Last semester, there were so many mornings when getting out of bed for an early class took an incredible amount of effort, but I knew I could not be late or I would miss professor Heidi Elmendorf’s morning wave. Something so small provided a little bit of joy that was missing in many people’s lives. I am incredibly grateful for professor Elmendorf’s kindness last semester, in addition to professor Miléna Santoro and the many other teachers who went out of their way to find time for moments of connection in an increasingly isolated world.
As we start a new semester at Georgetown University and a fresh chapter in our country’s history, we should appreciate the teachers who go above and beyond for their students. The COVID-19 pandemic has left many Georgetown students stranded at their homes across the country, isolated from their support networks and struggling with mental health, illness and economic hardship. Last semester, many students had to take a full course load from their bedrooms, and Georgetown’s plan to take away long weekends left undergraduates without a single break for almost three months — 10 weeks of uninterrupted classes.

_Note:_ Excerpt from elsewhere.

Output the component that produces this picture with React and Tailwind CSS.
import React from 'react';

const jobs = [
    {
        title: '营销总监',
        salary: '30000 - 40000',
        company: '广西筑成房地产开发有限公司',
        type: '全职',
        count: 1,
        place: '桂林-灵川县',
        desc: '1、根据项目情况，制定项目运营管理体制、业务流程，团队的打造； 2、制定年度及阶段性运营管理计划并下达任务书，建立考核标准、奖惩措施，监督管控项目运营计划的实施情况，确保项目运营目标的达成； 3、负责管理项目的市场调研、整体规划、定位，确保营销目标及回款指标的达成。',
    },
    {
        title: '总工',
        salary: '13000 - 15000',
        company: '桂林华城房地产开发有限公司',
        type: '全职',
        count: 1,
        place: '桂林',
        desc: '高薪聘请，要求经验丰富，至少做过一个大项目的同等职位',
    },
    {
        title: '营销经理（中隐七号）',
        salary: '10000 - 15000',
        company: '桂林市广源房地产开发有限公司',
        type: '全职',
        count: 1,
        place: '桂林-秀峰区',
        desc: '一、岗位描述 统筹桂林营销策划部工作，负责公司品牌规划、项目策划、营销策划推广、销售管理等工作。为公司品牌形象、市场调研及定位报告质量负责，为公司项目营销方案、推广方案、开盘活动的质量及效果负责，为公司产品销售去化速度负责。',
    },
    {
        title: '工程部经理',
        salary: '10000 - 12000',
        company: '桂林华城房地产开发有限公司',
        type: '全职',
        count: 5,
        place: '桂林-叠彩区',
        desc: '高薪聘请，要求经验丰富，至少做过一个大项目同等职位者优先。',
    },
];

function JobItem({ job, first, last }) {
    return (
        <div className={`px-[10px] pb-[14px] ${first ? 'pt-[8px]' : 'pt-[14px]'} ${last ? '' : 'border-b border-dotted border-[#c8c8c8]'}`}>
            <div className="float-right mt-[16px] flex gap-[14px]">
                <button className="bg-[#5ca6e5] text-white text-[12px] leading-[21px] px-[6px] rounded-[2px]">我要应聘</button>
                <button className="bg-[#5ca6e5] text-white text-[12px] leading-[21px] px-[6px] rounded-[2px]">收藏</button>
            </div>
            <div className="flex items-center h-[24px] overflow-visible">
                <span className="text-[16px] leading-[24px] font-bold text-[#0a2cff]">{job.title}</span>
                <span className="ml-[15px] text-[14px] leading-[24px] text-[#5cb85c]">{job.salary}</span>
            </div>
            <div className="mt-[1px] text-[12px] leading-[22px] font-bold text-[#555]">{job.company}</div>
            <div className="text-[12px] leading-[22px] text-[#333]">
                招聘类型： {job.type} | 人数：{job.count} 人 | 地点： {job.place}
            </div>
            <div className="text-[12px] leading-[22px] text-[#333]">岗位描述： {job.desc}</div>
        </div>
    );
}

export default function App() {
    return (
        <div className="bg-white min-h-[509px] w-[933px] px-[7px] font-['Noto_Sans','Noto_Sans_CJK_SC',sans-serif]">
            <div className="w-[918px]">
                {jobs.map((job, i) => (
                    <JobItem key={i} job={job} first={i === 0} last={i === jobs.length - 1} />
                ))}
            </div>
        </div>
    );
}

The administration’s reckless decision-making and poor guidance resulted in early semester burnout for both students and teachers. Students’ workloads left them overworked and overwhelmed, lacking even the time to breathe and decompress from the various health and economic stressors caused by the pandemic. The administration continued to stress its support of students without taking any substantial steps to hear their complaints, concerns or challenges, and many teachers felt their feedback in support of students was ignored.

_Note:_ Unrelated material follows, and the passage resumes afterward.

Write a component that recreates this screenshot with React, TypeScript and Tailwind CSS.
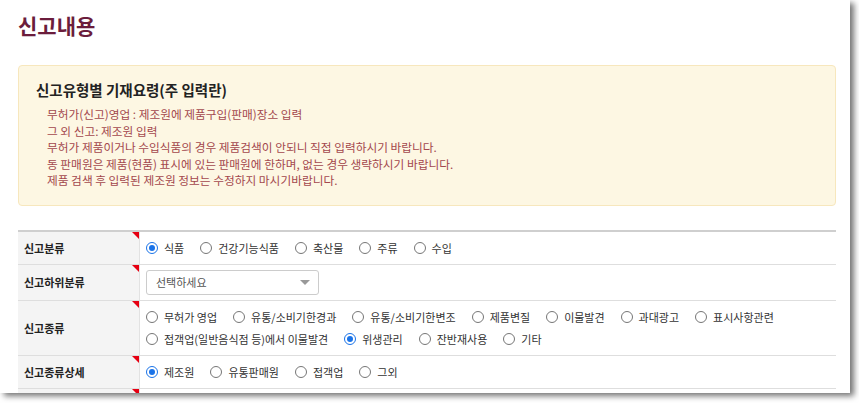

The task of keeping students healthy and happy fell to teachers when Georgetown’s leadership failed, and I was amazed by how many teachers stepped up and took it upon themselves to bring joy back to students’ lives.
As a student in “Foundations of Biology” last semester, I had a 9 a.m. class four days of the week. This course was a 6 a.m. class for many students on the West Coast, but fortunately, professor Elmendorf was aware of the burden this could place on students and actively looked to relieve that pressure by having office hours at a wide range of times, keeping tests open book and flexibly timed, and beginning every class with a mandatory “good morning” wave! Though at the start of the semester waving enthusiastically at my screen felt goofy, it was not long before most of the class was all turning on our microphones to yell early morning greetings to our peers — much to the chagrin of our housemates, siblings and parents. By the end of the semester, our daily waves included giant teddy bears, pets and a class of almost 200 people with their cameras on, or at least wave emojis up on their screens, and professor Elemendorf encouraged students to take time in class to show us scenes outside their windows from Turkey to China and beyond, creating connections even at a distance.

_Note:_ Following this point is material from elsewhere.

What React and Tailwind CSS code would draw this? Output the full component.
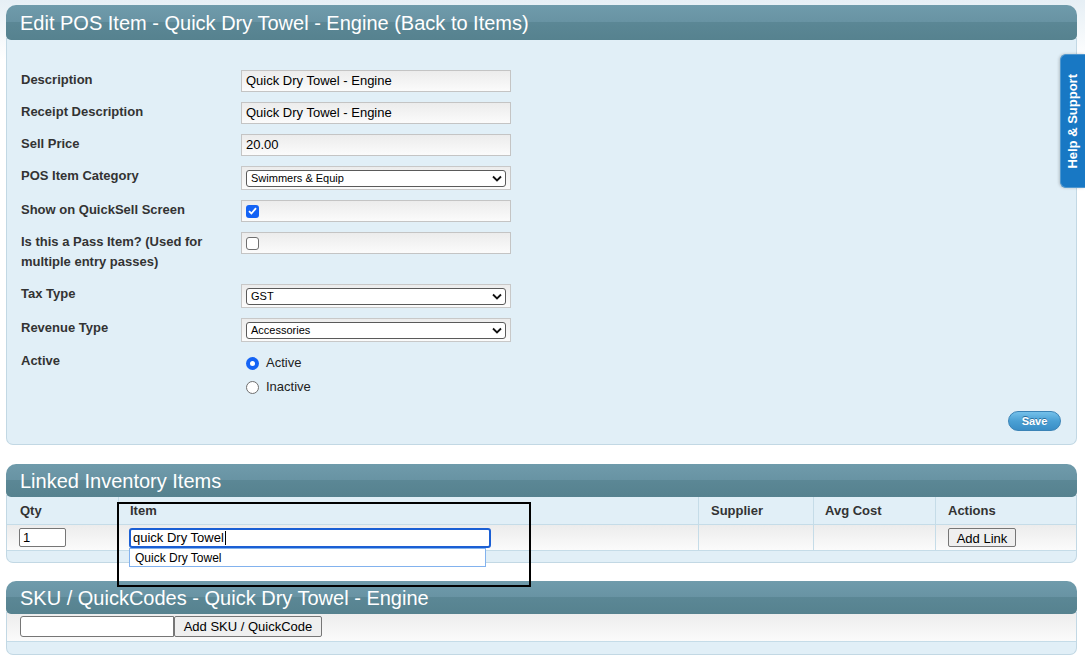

In another class, professor Santoro, my French professor, understood that many students were struggling to learn language over Zoom and allowed her students to retake an exam we all struggled with. For a different test in her class that she had to miss for family member’s surgery, she took the time to research the best lockdown browser and ask for student feedback on which programs they disliked. She even gave us her personal phone number in case we had questions during the test. Though she had her family to take care of, I was deeply moved by her commitment to our success and comfort in the virtual environment.
I write this Viewpoint not to say that small moments of connection — like a cheerful morning wave through a computer screen — can make up for the pain students feel because of the COVID-19 pandemic. Many students struggled with frustrated, angry or distant professors and found little solace in their classrooms during last semester. However, these stories are a reminder to us all that, as Albus Dumbledore said, happiness can be found in the darkest of places, if one only remembers to turn on the light.
So, to professor Elmendorf, I will never forget that wave. And to professor Santoro, I will never forget all the little opportunities of kindness you found. As we go into our third semester online, we should take a moment to be grateful for the teachers who kept us going during some of the most difficult years of college we will ever have.
Lily Brown is a sophomore in the School of Foreign Service.